Immediately after his administration was installed in May, Michel Temer’s all-male, corruption-ridden cabinet of neo-liberal ministers moved swiftly to roll back social programs and implement an aggressive state austerity program that includes sweeping privatization efforts.  Lula's protegee, the twice-elected Rousseff is scheduled to testify Monday in her impeachment trial, with a final vote expected Tuesday.

Temer government’s has also cut other key programs and ministries, including the Ministry of Culture, which was absorbed into the purview of Minister of Culture, Mendonca Filho. The move represents the re-joining of the culture and education ministries for the first time since 1985, following the fall of the country's brutal military dictatorship.

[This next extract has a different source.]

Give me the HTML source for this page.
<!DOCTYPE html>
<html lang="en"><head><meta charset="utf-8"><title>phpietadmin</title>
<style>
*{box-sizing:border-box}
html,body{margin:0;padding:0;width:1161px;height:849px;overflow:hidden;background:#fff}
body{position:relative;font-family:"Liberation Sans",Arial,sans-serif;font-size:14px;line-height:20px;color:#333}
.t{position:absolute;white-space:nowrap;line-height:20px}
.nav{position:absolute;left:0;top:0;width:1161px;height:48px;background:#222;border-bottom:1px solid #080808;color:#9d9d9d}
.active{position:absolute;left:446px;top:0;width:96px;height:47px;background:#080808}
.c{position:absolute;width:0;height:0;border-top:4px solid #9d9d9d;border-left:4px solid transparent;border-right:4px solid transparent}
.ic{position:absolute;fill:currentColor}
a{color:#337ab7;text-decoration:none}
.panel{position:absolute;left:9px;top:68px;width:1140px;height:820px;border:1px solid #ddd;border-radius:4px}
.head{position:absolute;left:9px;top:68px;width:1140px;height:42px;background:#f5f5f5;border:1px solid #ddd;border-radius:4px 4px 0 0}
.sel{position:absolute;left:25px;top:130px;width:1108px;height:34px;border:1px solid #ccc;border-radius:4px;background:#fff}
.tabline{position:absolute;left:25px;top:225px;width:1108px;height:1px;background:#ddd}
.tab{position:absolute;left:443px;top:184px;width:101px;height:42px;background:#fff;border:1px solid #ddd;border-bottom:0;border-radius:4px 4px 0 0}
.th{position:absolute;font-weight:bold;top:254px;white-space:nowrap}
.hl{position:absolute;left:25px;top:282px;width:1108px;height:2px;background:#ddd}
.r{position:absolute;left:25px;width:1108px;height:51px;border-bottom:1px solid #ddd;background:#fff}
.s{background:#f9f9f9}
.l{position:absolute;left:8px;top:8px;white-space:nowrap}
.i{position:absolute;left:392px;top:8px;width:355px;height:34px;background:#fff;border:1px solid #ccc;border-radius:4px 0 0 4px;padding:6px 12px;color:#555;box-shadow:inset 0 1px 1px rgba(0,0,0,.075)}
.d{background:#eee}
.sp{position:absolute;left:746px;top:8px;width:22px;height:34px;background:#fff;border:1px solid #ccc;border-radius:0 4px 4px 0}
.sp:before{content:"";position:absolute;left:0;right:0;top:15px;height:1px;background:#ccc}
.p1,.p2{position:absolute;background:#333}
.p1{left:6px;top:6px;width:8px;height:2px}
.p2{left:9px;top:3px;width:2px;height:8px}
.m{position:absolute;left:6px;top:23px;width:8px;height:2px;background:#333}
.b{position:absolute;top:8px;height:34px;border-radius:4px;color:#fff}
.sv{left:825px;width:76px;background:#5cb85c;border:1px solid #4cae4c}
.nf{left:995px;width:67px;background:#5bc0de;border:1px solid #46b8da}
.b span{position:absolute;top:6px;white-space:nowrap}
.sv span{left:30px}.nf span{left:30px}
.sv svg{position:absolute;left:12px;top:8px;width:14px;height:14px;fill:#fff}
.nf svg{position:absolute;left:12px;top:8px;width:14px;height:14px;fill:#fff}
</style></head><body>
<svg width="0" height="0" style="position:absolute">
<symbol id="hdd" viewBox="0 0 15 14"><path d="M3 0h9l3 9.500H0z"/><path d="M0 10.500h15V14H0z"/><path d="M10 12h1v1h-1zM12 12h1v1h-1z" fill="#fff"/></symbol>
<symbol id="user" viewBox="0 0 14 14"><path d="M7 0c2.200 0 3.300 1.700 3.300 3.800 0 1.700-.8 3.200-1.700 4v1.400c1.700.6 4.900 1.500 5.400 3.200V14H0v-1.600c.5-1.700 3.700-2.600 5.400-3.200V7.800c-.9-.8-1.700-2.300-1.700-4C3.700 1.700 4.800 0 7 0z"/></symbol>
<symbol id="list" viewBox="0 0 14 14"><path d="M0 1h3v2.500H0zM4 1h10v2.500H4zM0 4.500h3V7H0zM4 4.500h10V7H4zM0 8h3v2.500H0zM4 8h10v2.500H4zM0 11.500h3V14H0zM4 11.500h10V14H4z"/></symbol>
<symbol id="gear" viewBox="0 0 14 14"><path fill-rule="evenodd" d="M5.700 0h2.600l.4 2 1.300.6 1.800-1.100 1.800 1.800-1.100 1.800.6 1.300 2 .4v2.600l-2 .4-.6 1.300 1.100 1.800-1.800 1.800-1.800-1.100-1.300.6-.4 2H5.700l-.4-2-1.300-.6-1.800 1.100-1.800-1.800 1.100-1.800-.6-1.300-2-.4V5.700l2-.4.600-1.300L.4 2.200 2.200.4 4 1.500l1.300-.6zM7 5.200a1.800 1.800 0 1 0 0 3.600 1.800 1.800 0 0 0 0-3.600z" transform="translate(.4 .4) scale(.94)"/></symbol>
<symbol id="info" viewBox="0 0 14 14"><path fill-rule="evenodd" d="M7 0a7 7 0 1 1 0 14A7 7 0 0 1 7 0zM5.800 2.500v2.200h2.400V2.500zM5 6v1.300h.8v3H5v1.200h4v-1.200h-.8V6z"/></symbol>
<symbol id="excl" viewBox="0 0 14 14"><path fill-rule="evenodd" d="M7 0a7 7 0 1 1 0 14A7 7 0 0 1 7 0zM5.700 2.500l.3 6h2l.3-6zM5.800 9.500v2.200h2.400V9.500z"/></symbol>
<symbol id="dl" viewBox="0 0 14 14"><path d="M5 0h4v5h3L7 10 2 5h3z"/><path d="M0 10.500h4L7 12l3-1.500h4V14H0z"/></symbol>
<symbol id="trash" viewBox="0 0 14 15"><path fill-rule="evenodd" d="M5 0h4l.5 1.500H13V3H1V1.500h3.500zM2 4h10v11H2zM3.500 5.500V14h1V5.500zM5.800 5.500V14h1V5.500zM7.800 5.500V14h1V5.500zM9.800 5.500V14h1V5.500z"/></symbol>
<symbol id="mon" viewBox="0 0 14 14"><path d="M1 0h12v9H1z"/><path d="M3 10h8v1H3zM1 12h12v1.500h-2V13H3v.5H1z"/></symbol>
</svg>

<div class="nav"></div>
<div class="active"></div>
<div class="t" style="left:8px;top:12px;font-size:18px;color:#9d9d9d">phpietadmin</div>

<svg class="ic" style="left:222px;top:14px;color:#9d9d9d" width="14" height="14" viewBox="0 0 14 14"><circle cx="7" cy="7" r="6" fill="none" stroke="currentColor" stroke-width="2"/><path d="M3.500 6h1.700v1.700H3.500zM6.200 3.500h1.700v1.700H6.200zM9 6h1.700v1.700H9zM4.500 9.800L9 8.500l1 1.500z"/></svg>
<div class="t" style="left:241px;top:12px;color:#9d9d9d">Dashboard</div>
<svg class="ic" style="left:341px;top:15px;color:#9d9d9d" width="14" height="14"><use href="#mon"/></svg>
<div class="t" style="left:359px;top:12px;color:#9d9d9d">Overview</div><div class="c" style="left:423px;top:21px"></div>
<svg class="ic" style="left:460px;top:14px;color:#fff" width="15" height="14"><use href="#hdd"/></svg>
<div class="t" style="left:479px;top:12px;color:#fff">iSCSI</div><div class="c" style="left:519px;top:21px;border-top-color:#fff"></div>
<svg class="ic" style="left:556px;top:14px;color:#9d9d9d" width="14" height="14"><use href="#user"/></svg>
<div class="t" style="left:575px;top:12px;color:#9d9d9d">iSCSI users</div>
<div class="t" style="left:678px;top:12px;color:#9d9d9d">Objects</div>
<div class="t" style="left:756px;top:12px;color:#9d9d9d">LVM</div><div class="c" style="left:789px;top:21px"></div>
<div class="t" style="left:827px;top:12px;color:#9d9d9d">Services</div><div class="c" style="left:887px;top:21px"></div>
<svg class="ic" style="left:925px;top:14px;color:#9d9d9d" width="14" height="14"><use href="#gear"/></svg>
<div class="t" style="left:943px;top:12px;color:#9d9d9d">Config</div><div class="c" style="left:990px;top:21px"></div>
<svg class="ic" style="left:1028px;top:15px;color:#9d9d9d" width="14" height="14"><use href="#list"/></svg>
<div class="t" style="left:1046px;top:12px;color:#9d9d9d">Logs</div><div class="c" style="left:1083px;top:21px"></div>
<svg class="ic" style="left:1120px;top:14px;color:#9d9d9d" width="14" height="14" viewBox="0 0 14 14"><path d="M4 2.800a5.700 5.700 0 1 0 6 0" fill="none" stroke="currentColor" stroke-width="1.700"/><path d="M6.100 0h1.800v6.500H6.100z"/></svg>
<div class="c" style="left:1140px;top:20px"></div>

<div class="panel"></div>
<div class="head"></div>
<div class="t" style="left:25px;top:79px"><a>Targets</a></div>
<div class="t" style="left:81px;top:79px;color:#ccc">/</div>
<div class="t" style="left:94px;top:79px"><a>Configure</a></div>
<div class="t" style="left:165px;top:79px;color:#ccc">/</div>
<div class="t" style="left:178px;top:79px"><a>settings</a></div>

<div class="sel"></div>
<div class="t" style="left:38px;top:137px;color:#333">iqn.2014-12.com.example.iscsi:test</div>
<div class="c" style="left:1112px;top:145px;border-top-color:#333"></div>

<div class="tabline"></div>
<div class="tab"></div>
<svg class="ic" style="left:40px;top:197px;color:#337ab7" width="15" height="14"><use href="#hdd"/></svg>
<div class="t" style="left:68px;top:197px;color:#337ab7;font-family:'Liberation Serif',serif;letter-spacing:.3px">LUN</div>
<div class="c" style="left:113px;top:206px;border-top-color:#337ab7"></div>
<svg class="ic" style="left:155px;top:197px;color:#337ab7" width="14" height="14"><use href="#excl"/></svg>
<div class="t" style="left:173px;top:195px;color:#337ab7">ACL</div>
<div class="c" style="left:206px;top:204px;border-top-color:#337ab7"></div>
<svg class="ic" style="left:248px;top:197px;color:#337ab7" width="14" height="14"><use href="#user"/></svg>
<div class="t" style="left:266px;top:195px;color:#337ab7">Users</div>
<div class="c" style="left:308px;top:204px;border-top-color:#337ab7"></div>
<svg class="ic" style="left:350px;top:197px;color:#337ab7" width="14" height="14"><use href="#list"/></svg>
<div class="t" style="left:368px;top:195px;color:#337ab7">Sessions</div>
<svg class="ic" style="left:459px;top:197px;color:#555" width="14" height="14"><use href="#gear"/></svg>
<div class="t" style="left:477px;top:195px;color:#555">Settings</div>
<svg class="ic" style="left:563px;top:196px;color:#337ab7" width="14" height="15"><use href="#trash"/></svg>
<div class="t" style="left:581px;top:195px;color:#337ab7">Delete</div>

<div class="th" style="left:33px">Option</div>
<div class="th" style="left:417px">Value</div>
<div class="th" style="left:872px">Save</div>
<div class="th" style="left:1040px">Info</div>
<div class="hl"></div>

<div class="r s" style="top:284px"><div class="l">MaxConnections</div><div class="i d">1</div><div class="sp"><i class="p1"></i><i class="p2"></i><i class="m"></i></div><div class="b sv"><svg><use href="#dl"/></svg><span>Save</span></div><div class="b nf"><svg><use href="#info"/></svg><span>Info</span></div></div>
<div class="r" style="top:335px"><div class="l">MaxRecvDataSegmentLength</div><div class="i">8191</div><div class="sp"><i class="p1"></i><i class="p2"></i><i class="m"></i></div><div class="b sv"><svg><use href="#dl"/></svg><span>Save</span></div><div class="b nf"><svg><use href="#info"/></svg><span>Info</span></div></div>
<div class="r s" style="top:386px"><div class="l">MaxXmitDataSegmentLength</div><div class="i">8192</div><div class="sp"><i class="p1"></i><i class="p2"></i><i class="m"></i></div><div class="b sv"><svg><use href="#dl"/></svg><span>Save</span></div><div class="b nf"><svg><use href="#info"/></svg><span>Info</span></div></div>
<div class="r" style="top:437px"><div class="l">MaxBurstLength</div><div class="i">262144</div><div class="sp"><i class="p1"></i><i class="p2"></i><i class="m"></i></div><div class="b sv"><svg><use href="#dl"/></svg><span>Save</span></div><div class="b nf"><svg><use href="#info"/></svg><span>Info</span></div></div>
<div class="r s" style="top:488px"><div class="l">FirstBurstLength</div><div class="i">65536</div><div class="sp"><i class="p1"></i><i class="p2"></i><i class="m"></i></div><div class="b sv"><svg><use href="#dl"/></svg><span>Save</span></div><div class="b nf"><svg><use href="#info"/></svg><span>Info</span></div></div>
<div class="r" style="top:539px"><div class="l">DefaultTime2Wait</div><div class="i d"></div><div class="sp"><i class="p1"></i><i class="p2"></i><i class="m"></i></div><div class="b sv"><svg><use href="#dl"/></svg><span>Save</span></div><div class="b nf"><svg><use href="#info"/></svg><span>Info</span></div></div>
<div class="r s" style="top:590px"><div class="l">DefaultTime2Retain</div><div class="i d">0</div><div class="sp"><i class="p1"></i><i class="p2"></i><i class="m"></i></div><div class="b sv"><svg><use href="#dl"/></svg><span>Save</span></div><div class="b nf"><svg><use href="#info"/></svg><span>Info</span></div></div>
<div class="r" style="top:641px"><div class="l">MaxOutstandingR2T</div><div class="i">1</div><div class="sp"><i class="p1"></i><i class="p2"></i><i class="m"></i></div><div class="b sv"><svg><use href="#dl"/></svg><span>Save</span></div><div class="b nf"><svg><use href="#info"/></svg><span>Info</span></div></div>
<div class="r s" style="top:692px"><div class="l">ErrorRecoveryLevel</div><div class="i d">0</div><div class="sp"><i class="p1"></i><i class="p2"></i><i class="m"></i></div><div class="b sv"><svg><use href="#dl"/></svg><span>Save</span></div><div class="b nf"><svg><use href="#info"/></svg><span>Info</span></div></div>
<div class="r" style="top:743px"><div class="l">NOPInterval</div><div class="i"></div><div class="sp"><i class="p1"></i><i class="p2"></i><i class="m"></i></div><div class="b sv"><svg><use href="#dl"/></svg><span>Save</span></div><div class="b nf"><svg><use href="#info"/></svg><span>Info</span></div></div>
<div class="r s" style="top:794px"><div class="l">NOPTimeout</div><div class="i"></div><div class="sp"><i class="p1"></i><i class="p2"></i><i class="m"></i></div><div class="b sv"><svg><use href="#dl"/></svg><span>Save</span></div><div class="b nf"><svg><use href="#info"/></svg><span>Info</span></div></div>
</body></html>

Filho is being investigated for receiving millions of dollars in bribes and illegal donations to fund his successful 2014 reelection campaign to represent the state of Pernambuco in Congress. If convicted, Filho would likely be forced to step down from his post, which would make him the fourth member of Temer’s cabinet to resign following accusations of bribery or fraud.  Temer and his Foreign Minister Jose Serra are also embroiled in bribery scandals linked to fraud in the state oil company, Petrobras.

In just three months of the coup government, Temer’s administration has moved toward privatizing state oil reserves, making cuts to popular social programs including the housing initiative Minha Casa Minha Vida, and hinted at plans to chip away at the country’s longstanding and cornerstone universal health care program.